-- START LISTED RECORDS --
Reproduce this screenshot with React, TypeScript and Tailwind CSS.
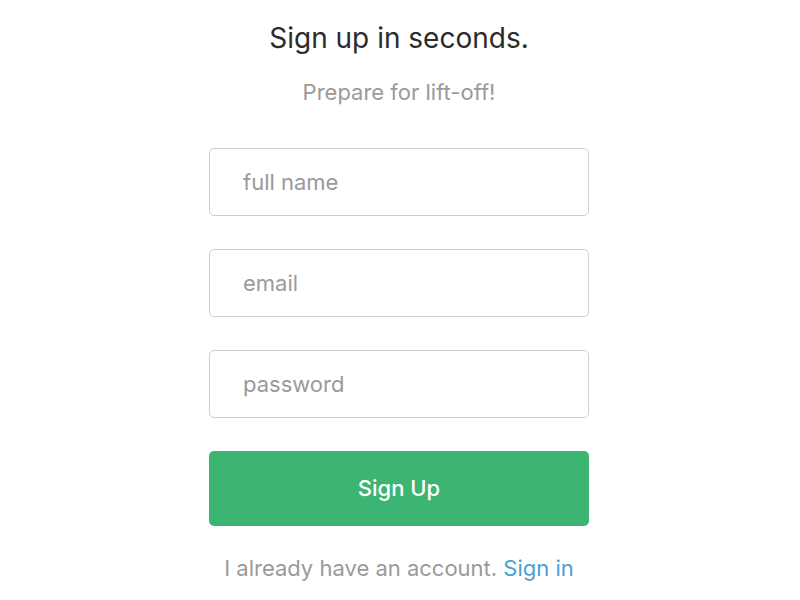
import React from 'react';

const Field = (props: { placeholder: string; type?: string }) => {
  return (
    <input
      type={props.type || 'text'}
      placeholder={props.placeholder}
      className="block w-full h-[68px] rounded-[5px] border border-[#cfcfcf] bg-white px-[33px] text-[22px] text-[#333] placeholder:text-[#9a9a9a] outline-none"
    />
  );
};

export default function App() {
  return (
    <div
      className="min-h-[600px] bg-white flex flex-col items-center pr-[2px]"
      style={{ fontFamily: 'Inter, "Noto Sans", sans-serif' }}
    >
      <h1 className="mt-[20px] text-[28px] leading-[36px] text-[#2b2b2b]">Sign up in seconds.</h1>
      <p className="mt-[22px] text-[22px] leading-[28px] text-[#9a9a9a]">Prepare for lift-off!</p>
      <form className="mt-[42px] w-[380px] flex flex-col gap-[33px]" onSubmit={(e) => e.preventDefault()}>
        <Field placeholder="full name" />
        <Field placeholder="email" type="email" />
        <Field placeholder="password" type="password" />
        <button
          type="submit"
          className="h-[75px] w-full rounded-[5px] bg-[#3db572] text-white text-[22px] font-medium"
        >
          Sign Up
        </button>
      </form>
      <p className="mt-[27px] text-[22px] leading-[30px] text-[#9a9a9a]">
        I already have an account. <a href="#" className="text-[#4aa0d8]">Sign in</a>
      </p>
    </div>
  );
}
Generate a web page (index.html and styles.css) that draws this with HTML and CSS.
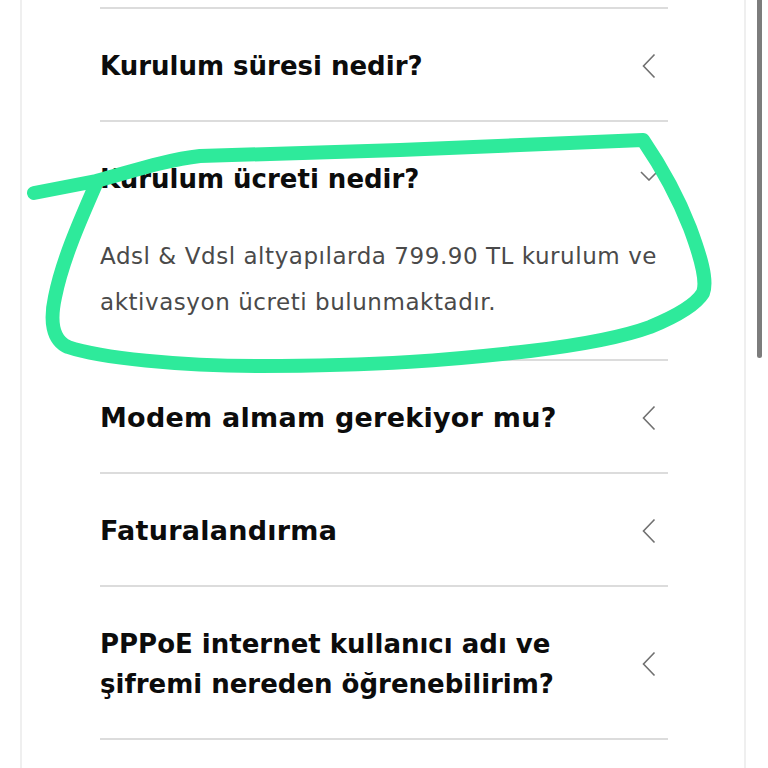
FILE: index.html
```html
<!DOCTYPE html>
<html lang="tr">
<head>
<meta charset="utf-8">
<title>SSS</title>
<link rel="stylesheet" href="styles.css">
</head>
<body>
<div class="page">
  <div class="gutter"></div>
  <main class="card">
    <ul class="faq">
      <li class="item">
        <div class="head">
          <span class="q q--compact">Kurulum süresi nedir?</span>
          <svg class="chev" width="14" height="26" viewBox="0 0 14 26"><path d="M12.5 1.5 L1.5 13 L12.5 24.5" fill="none" stroke="#707070" stroke-width="1.6"/></svg>
        </div>
      </li>
      <li class="item">
        <div class="head">
          <span class="q q--compact">Kurulum ücreti nedir?</span>
          <svg class="chev chev--down" width="18" height="10" viewBox="0 0 18 10"><path d="M1 1 L9 9 L17 1" fill="none" stroke="#707070" stroke-width="1.6"/></svg>
        </div>
        <p class="answer">Adsl &amp; Vdsl altyapılarda 799.90 TL kurulum ve aktivasyon ücreti bulunmaktadır.</p>
      </li>
      <li class="item">
        <div class="head">
          <span class="q">Modem almam gerekiyor mu?</span>
          <svg class="chev" width="14" height="26" viewBox="0 0 14 26"><path d="M12.5 1.5 L1.5 13 L12.5 24.5" fill="none" stroke="#707070" stroke-width="1.6"/></svg>
        </div>
      </li>
      <li class="item">
        <div class="head">
          <span class="q">Faturalandırma</span>
          <svg class="chev" width="14" height="26" viewBox="0 0 14 26"><path d="M12.5 1.5 L1.5 13 L12.5 24.5" fill="none" stroke="#707070" stroke-width="1.6"/></svg>
        </div>
      </li>
      <li class="item">
        <div class="head">
          <span class="q q--long">PPPoE internet kullanıcı adı ve şifremi nereden öğrenebilirim?</span>
          <svg class="chev" width="14" height="26" viewBox="0 0 14 26"><path d="M12.5 1.5 L1.5 13 L12.5 24.5" fill="none" stroke="#707070" stroke-width="1.6"/></svg>
        </div>
      </li>
    </ul>
  </main>
  <div class="track"><div class="thumb"></div></div>
  <svg class="scribble" width="768" height="768" viewBox="0 0 768 768">
    <path d="M34 193 L96 181 C130 172 165 160 200 156 L400 150 L643 140 C660 165 676 192 690 228 C700 255 708 280 703 293 C695 306 672 318 650 327 C620 338 580 345 530 351 C450 360 380 366 260 366 C180 366 100 358 68 347 C52 340 50 320 55 297 C62 262 78 225 96 184" fill="none" stroke="#2eea9b" stroke-width="14" stroke-linecap="round" stroke-linejoin="round"/>
  </svg>
</div>
</body>
</html>
```

FILE: styles.css
```css
html, body {
  margin: 0;
  padding: 0;
  background: #ffffff;
}

.page {
  position: relative;
  display: flex;
  width: 768px;
  height: 768px;
  overflow: hidden;
}

.gutter {
  flex: 0 0 20px;
}

.card {
  flex: 0 0 726px;
  box-sizing: border-box;
  border-left: 2px solid #efefef;
  border-right: 2px solid #efefef;
  padding: 7px 76px 0 78px;
  min-width: 0;
}

.faq {
  list-style: none;
  margin: 0;
  padding: 0;
  border-top: 2px solid #dcdcdc;
}

.item {
  border-bottom: 2px solid #dcdcdc;
}

.head {
  display: flex;
  align-items: center;
  justify-content: space-between;
  padding: 37px 0 34px;
  gap: 40px;
}

.q {
  font-family: "DejaVu Sans", sans-serif;
  font-weight: bold;
  font-size: 27px;
  letter-spacing: 0.25px;
  line-height: 40px;
  color: #0c0c0c;
}

.q--compact {
  font-size: 26px;
  letter-spacing: 0;
}

.q--long {
  font-size: 26px;
  letter-spacing: 0;
  line-height: 40px;
}

.chev {
  flex: 0 0 auto;
  margin-right: 12px;
}

.chev--down {
  margin-right: 10px;
  margin-top: -6px;
}

.answer {
  margin: 0;
  padding: 0 0 34px;
  font-family: "DejaVu Sans", sans-serif;
  font-size: 23px;
  letter-spacing: 0.55px;
  line-height: 46px;
  color: #4a4a4a;
}

.track {
  flex: 0 0 22px;
  padding-left: 11px;
  box-sizing: border-box;
}

.thumb {
  width: 5px;
  height: 358px;
  background: #7c7c7c;
  border-radius: 0 0 3px 3px;
}

.scribble {
  position: absolute;
  left: 0;
  top: 0;
  pointer-events: none;
}
```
-- END LISTED RECORDS --
Gather each line from the entries above that includes the word "React".

Reproduce this screenshot with React, TypeScript and Tailwind CSS.
import React from 'react';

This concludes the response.